*SHORT TASK*:
Return all lines where the word "code" can be found.

*PROVIDED INFORMATION*:
[start]
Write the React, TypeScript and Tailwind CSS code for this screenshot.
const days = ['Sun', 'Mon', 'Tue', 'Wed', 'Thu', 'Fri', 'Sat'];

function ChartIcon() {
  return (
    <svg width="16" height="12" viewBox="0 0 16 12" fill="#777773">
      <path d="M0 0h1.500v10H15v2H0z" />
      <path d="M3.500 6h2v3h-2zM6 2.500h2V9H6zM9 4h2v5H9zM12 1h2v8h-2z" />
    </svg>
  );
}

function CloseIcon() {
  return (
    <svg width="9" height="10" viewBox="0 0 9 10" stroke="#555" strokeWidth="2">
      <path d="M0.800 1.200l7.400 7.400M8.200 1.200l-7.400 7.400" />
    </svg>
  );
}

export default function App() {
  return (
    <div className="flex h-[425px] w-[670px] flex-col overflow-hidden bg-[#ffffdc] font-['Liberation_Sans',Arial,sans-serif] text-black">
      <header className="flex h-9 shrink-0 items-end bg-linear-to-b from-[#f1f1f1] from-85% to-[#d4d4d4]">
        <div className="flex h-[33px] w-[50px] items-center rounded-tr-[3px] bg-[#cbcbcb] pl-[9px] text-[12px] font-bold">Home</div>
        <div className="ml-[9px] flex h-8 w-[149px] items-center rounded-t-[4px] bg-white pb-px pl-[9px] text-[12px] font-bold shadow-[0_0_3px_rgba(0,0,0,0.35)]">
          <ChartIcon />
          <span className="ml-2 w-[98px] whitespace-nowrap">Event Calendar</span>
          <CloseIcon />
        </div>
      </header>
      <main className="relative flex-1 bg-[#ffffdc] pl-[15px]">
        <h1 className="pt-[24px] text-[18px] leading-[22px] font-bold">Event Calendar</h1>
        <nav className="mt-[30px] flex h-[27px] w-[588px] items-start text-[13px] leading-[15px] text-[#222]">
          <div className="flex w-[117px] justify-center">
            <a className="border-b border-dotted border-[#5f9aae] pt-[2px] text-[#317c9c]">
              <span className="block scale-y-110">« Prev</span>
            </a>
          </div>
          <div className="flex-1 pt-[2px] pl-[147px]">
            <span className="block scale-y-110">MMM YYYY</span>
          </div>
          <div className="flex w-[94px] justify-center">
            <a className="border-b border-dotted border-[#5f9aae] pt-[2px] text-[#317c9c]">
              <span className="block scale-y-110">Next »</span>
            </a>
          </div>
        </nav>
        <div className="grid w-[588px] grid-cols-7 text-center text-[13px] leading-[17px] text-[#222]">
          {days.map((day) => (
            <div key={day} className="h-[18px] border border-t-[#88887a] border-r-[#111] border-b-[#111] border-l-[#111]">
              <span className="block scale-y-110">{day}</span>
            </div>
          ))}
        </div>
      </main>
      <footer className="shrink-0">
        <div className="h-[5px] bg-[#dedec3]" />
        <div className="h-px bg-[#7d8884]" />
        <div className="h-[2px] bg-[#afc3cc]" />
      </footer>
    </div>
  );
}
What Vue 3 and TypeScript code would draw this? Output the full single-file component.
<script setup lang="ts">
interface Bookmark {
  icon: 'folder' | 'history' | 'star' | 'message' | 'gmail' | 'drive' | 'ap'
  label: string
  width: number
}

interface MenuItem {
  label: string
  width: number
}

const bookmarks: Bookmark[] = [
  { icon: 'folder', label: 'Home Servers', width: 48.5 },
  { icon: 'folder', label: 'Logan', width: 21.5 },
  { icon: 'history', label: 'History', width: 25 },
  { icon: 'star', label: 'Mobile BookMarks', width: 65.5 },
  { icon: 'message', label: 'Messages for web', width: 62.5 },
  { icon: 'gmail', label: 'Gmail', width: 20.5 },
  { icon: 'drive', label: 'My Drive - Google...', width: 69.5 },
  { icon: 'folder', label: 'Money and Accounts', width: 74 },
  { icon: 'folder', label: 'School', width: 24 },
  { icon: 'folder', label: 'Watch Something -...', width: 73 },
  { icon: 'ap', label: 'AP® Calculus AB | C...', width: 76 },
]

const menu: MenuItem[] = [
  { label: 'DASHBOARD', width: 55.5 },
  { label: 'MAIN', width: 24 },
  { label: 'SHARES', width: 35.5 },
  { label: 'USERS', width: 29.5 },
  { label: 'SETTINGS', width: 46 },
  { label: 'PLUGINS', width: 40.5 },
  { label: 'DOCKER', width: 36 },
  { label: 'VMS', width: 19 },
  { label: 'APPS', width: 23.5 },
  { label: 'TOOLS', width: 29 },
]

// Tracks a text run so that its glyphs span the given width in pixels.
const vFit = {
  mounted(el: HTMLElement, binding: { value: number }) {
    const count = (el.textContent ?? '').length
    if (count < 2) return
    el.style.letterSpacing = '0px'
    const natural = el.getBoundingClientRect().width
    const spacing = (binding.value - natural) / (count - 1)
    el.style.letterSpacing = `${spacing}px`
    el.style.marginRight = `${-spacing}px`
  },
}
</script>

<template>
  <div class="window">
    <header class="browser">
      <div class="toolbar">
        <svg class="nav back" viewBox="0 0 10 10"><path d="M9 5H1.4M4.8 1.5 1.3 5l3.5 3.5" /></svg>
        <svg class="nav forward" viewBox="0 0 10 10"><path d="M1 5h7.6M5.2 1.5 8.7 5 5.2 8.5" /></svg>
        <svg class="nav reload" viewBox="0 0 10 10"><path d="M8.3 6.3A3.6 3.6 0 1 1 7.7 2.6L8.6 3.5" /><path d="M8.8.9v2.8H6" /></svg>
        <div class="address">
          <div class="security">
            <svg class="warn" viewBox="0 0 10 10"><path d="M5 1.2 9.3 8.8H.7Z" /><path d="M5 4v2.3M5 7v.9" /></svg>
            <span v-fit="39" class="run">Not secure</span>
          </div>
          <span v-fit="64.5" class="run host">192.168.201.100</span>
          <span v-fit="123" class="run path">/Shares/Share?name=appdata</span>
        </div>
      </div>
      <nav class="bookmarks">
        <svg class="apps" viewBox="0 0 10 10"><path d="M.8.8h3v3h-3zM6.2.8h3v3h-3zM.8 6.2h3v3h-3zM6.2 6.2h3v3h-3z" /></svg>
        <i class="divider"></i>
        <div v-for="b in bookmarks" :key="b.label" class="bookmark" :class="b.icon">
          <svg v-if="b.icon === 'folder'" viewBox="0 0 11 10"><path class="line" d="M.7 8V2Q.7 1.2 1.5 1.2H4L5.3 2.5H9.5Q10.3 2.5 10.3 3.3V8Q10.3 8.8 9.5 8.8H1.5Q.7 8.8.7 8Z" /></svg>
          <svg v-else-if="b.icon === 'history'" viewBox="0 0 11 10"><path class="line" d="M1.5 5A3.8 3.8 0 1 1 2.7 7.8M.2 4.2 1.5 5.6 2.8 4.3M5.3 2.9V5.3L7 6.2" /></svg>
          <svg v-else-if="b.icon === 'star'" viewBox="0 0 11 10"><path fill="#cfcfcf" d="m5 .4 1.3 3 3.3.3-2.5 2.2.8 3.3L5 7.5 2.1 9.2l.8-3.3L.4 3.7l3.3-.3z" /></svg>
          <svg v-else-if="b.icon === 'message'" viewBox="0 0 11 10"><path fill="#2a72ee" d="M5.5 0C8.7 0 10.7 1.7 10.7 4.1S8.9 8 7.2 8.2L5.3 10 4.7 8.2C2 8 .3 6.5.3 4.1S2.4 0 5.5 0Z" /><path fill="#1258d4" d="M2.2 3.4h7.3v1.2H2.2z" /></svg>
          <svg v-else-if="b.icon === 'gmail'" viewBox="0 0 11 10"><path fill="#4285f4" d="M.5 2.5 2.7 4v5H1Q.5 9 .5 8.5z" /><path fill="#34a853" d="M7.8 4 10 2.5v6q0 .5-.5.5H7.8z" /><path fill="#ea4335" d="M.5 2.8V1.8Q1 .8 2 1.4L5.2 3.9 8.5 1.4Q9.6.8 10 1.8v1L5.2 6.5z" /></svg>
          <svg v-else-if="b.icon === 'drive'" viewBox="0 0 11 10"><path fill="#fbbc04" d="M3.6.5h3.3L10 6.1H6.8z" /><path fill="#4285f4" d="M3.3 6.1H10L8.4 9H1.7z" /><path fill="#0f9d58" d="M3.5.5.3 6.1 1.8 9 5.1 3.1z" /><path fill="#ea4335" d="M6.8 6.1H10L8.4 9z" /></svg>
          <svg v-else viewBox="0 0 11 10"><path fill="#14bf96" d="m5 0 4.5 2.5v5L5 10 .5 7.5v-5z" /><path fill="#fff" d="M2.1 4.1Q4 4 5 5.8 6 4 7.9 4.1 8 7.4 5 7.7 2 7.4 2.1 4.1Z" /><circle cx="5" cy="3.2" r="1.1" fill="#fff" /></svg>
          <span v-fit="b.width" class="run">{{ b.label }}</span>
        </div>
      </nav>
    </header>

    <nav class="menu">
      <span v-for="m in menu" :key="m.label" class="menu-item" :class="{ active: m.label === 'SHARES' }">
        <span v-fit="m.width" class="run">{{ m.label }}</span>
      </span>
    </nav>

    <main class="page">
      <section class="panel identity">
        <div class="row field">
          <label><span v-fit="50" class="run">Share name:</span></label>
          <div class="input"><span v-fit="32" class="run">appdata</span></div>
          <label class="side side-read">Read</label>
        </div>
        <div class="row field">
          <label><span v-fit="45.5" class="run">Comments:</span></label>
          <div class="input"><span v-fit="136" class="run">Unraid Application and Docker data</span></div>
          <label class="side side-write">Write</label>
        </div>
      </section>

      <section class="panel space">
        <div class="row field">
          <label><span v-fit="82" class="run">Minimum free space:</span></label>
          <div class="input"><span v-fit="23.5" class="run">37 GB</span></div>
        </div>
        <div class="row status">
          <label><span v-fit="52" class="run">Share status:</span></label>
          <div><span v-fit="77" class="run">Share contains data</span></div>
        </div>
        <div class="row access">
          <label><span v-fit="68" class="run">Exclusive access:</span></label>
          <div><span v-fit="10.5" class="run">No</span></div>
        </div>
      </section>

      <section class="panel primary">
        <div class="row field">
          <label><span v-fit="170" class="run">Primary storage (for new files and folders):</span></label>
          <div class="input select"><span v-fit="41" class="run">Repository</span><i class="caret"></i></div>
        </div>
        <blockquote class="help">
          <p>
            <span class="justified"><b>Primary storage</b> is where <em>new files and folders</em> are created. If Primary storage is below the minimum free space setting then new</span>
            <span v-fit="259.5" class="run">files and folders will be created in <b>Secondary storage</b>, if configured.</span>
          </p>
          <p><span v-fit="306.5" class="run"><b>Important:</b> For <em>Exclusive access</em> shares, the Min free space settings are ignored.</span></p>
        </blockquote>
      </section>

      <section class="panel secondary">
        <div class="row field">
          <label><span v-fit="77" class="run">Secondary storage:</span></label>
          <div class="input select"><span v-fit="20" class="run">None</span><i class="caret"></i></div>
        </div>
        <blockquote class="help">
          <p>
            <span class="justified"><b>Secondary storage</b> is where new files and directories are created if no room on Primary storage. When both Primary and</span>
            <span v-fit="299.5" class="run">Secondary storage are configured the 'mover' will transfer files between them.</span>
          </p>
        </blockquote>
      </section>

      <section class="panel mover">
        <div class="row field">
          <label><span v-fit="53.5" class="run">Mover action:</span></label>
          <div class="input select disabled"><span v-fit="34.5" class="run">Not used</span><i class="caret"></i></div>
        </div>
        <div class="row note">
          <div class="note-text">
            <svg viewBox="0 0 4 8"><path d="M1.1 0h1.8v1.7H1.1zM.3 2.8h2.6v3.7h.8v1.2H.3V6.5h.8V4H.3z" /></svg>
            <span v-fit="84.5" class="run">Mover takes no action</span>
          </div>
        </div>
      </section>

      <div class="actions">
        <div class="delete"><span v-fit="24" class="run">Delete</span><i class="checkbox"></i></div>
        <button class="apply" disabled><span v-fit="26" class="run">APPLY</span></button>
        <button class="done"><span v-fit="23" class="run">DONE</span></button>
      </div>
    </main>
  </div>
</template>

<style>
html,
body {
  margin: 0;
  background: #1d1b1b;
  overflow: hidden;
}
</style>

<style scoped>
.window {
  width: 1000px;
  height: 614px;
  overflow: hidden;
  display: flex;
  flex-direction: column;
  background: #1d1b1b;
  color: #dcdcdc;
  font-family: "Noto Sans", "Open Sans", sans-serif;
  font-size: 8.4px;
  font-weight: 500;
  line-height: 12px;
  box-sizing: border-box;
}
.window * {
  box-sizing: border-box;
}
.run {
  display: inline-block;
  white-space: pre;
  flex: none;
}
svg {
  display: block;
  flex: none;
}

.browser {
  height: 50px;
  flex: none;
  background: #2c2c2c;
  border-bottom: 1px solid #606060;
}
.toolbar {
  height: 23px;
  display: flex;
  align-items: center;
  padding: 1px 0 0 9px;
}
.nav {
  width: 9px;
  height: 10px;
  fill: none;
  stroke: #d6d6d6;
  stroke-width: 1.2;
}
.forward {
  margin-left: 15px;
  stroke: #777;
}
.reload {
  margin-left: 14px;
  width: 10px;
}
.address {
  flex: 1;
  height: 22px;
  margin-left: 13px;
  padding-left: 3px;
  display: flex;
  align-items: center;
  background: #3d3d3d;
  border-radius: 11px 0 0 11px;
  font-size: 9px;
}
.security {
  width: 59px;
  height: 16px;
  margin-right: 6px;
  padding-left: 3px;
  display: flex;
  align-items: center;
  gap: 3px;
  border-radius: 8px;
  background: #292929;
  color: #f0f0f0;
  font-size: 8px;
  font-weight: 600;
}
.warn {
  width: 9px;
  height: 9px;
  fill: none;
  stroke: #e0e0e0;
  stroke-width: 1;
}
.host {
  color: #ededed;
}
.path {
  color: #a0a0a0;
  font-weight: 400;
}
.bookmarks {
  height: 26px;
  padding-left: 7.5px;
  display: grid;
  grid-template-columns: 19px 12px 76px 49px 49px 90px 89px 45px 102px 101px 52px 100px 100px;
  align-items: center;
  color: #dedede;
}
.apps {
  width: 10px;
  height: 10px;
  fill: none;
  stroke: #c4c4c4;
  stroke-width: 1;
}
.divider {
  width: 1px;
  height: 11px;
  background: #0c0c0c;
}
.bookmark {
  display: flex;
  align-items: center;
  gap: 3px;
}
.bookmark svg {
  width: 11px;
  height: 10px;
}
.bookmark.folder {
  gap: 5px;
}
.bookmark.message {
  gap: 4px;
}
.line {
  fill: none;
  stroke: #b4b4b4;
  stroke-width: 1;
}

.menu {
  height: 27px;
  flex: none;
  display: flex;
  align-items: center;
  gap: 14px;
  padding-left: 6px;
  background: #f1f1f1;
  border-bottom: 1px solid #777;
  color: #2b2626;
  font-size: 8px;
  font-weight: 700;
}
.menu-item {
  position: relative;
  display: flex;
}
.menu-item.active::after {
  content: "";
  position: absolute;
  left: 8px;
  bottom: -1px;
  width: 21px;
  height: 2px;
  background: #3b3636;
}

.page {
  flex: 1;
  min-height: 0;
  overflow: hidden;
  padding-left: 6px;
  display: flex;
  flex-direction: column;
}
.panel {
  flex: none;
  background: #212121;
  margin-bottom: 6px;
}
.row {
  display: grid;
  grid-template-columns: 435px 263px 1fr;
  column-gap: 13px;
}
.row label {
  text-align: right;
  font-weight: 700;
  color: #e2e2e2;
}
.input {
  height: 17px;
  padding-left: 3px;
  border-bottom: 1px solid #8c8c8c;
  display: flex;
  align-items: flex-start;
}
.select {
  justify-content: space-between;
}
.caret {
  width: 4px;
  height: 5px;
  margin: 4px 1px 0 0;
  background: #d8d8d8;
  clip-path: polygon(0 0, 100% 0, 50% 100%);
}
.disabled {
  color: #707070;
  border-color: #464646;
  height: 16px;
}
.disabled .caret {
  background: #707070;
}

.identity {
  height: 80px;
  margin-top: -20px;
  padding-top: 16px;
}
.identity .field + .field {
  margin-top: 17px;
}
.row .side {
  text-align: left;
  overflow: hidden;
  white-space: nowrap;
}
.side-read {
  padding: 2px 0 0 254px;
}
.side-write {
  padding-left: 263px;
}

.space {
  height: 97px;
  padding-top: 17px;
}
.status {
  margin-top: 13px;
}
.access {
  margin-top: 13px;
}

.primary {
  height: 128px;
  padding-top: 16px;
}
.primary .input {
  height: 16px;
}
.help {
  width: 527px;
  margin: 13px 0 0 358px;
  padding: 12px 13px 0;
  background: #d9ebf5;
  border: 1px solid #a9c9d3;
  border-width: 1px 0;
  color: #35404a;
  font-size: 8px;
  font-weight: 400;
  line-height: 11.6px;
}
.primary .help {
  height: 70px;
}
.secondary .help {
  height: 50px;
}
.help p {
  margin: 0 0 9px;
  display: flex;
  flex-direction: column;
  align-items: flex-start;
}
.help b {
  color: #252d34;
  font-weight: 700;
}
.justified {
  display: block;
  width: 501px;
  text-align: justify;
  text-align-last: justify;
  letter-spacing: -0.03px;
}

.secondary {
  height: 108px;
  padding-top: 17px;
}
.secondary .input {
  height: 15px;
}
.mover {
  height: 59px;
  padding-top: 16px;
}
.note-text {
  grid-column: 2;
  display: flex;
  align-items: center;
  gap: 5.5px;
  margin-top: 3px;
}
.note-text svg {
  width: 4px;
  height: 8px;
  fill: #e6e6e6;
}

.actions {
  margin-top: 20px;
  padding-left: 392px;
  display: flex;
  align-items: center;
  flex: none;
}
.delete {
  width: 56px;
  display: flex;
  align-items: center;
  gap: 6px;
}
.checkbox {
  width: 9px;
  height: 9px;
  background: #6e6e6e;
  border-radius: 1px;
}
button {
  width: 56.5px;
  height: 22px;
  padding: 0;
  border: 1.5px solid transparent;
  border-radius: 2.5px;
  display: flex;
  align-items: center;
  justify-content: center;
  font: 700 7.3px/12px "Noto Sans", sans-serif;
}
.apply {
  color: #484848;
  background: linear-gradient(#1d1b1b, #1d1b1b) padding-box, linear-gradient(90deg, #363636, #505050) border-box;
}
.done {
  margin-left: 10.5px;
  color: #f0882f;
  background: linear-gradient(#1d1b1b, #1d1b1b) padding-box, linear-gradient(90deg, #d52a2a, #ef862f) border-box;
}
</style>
[end]
*EXERCISE RESULT*:
Write the React, TypeScript and Tailwind CSS code for this screenshot.
What Vue 3 and TypeScript code would draw this? Output the full single-file component.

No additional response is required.